Copy the entries below exactly. Images do not belong in the copy.

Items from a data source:
======
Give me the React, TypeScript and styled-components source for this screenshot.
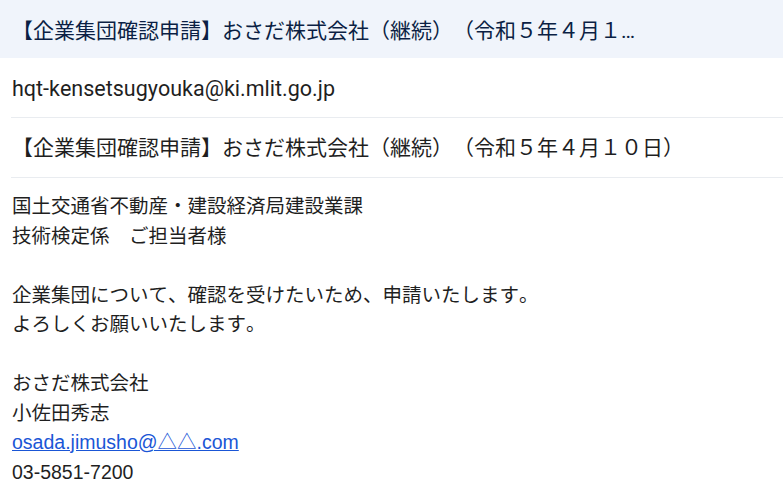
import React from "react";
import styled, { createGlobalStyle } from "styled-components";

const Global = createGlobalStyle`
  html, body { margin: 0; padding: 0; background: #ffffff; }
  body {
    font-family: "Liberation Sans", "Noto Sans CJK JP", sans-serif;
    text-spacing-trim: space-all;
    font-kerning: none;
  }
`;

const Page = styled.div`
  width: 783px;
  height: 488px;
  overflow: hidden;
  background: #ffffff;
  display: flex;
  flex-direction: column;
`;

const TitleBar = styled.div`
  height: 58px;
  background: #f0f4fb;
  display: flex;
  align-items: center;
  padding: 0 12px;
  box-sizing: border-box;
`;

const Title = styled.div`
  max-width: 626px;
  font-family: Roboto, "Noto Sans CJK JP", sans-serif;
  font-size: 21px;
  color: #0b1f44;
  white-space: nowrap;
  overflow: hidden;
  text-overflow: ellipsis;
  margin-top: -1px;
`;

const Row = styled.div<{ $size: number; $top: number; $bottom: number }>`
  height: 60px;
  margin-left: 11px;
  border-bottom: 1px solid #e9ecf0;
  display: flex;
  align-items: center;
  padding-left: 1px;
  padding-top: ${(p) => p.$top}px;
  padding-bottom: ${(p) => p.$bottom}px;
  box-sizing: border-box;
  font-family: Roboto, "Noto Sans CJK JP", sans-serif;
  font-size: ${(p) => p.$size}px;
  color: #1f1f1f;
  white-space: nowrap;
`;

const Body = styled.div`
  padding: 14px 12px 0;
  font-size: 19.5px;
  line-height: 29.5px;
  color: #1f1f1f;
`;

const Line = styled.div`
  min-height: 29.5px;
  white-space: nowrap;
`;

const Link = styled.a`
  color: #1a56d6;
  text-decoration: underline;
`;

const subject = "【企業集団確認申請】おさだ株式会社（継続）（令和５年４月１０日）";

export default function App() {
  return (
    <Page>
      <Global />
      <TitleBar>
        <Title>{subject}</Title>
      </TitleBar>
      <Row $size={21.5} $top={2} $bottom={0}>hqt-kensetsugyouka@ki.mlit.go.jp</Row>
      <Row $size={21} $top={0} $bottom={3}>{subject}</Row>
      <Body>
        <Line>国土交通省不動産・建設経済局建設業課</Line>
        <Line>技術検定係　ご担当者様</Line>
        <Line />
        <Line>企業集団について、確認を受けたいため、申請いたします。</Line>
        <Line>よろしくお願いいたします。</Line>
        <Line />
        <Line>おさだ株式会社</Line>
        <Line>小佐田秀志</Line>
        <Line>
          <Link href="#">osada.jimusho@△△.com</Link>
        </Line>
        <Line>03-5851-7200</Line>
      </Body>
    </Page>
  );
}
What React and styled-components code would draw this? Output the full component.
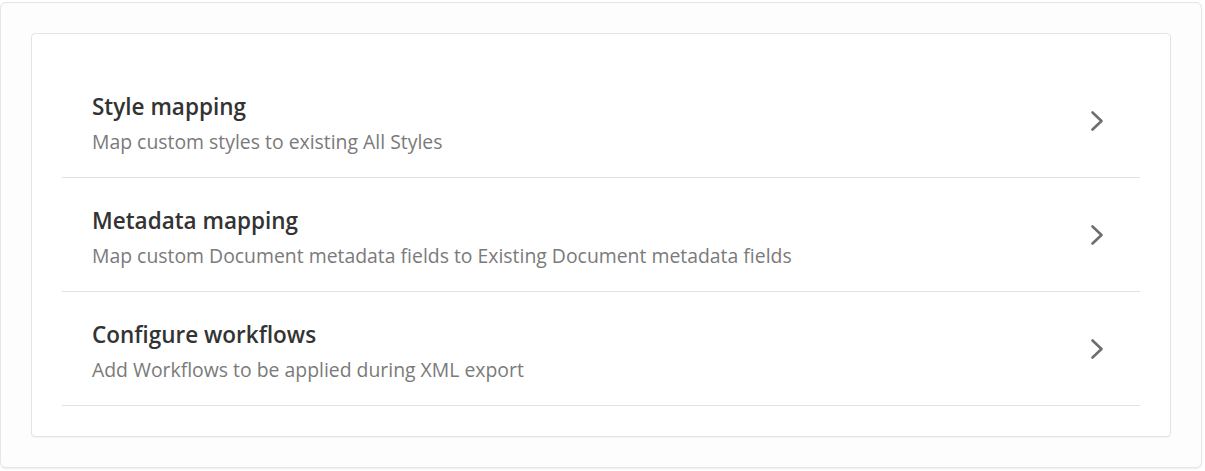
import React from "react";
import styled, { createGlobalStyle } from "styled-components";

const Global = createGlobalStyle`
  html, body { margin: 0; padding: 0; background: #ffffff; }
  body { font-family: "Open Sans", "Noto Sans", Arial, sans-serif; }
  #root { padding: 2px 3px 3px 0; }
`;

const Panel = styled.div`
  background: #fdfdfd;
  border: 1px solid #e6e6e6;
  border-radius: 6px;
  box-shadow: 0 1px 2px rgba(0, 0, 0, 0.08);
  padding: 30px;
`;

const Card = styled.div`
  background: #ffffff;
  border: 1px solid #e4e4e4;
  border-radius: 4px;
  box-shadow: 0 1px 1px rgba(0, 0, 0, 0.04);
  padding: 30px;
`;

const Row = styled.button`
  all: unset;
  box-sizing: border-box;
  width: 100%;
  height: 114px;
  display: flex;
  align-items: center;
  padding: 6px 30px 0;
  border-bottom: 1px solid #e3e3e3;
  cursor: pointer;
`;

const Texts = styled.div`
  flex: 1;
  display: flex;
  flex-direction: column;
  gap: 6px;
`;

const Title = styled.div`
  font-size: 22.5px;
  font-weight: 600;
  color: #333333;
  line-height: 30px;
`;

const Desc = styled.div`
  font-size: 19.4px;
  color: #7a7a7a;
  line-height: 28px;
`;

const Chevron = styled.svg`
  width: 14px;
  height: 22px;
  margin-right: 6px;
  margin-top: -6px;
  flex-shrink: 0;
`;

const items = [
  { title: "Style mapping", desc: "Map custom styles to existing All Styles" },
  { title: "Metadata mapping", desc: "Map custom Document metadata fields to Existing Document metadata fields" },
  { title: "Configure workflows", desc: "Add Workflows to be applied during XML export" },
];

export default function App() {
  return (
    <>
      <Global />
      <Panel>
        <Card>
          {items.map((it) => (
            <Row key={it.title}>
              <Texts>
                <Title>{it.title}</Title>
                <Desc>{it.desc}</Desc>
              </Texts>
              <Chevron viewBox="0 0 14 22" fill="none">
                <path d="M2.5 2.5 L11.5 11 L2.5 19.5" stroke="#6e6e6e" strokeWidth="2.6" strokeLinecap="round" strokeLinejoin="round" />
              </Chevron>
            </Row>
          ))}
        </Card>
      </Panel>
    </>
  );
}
======
> **THE RESPONSE**:
Give me the React, TypeScript and styled-components source for this screenshot.
import React from "react";
import styled, { createGlobalStyle } from "styled-components";

const Global = createGlobalStyle`
  html, body { margin: 0; padding: 0; background: #ffffff; }
  body {
    font-family: "Liberation Sans", "Noto Sans CJK JP", sans-serif;
    text-spacing-trim: space-all;
    font-kerning: none;
  }
`;

const Page = styled.div`
  width: 783px;
  height: 488px;
  overflow: hidden;
  background: #ffffff;
  display: flex;
  flex-direction: column;
`;

const TitleBar = styled.div`
  height: 58px;
  background: #f0f4fb;
  display: flex;
  align-items: center;
  padding: 0 12px;
  box-sizing: border-box;
`;

const Title = styled.div`
  max-width: 626px;
  font-family: Roboto, "Noto Sans CJK JP", sans-serif;
  font-size: 21px;
  color: #0b1f44;
  white-space: nowrap;
  overflow: hidden;
  text-overflow: ellipsis;
  margin-top: -1px;
`;

const Row = styled.div<{ $size: number; $top: number; $bottom: number }>`
  height: 60px;
  margin-left: 11px;
  border-bottom: 1px solid #e9ecf0;
  display: flex;
  align-items: center;
  padding-left: 1px;
  padding-top: ${(p) => p.$top}px;
  padding-bottom: ${(p) => p.$bottom}px;
  box-sizing: border-box;
  font-family: Roboto, "Noto Sans CJK JP", sans-serif;
  font-size: ${(p) => p.$size}px;
  color: #1f1f1f;
  white-space: nowrap;
`;

const Body = styled.div`
  padding: 14px 12px 0;
  font-size: 19.5px;
  line-height: 29.5px;
  color: #1f1f1f;
`;

const Line = styled.div`
  min-height: 29.5px;
  white-space: nowrap;
`;

const Link = styled.a`
  color: #1a56d6;
  text-decoration: underline;
`;

const subject = "【企業集団確認申請】おさだ株式会社（継続）（令和５年４月１０日）";

export default function App() {
  return (
    <Page>
      <Global />
      <TitleBar>
        <Title>{subject}</Title>
      </TitleBar>
      <Row $size={21.5} $top={2} $bottom={0}>hqt-kensetsugyouka@ki.mlit.go.jp</Row>
      <Row $size={21} $top={0} $bottom={3}>{subject}</Row>
      <Body>
        <Line>国土交通省不動産・建設経済局建設業課</Line>
        <Line>技術検定係　ご担当者様</Line>
        <Line />
        <Line>企業集団について、確認を受けたいため、申請いたします。</Line>
        <Line>よろしくお願いいたします。</Line>
        <Line />
        <Line>おさだ株式会社</Line>
        <Line>小佐田秀志</Line>
        <Line>
          <Link href="#">osada.jimusho@△△.com</Link>
        </Line>
        <Line>03-5851-7200</Line>
      </Body>
    </Page>
  );
}
What React and styled-components code would draw this? Output the full component.
import React from "react";
import styled, { createGlobalStyle } from "styled-components";

const Global = createGlobalStyle`
  html, body { margin: 0; padding: 0; background: #ffffff; }
  body { font-family: "Open Sans", "Noto Sans", Arial, sans-serif; }
  #root { padding: 2px 3px 3px 0; }
`;

const Panel = styled.div`
  background: #fdfdfd;
  border: 1px solid #e6e6e6;
  border-radius: 6px;
  box-shadow: 0 1px 2px rgba(0, 0, 0, 0.08);
  padding: 30px;
`;

const Card = styled.div`
  background: #ffffff;
  border: 1px solid #e4e4e4;
  border-radius: 4px;
  box-shadow: 0 1px 1px rgba(0, 0, 0, 0.04);
  padding: 30px;
`;

const Row = styled.button`
  all: unset;
  box-sizing: border-box;
  width: 100%;
  height: 114px;
  display: flex;
  align-items: center;
  padding: 6px 30px 0;
  border-bottom: 1px solid #e3e3e3;
  cursor: pointer;
`;

const Texts = styled.div`
  flex: 1;
  display: flex;
  flex-direction: column;
  gap: 6px;
`;

const Title = styled.div`
  font-size: 22.5px;
  font-weight: 600;
  color: #333333;
  line-height: 30px;
`;

const Desc = styled.div`
  font-size: 19.4px;
  color: #7a7a7a;
  line-height: 28px;
`;

const Chevron = styled.svg`
  width: 14px;
  height: 22px;
  margin-right: 6px;
  margin-top: -6px;
  flex-shrink: 0;
`;

const items = [
  { title: "Style mapping", desc: "Map custom styles to existing All Styles" },
  { title: "Metadata mapping", desc: "Map custom Document metadata fields to Existing Document metadata fields" },
  { title: "Configure workflows", desc: "Add Workflows to be applied during XML export" },
];

export default function App() {
  return (
    <>
      <Global />
      <Panel>
        <Card>
          {items.map((it) => (
            <Row key={it.title}>
              <Texts>
                <Title>{it.title}</Title>
                <Desc>{it.desc}</Desc>
              </Texts>
              <Chevron viewBox="0 0 14 22" fill="none">
                <path d="M2.5 2.5 L11.5 11 L2.5 19.5" stroke="#6e6e6e" strokeWidth="2.6" strokeLinecap="round" strokeLinejoin="round" />
              </Chevron>
            </Row>
          ))}
        </Card>
      </Panel>
    </>
  );
}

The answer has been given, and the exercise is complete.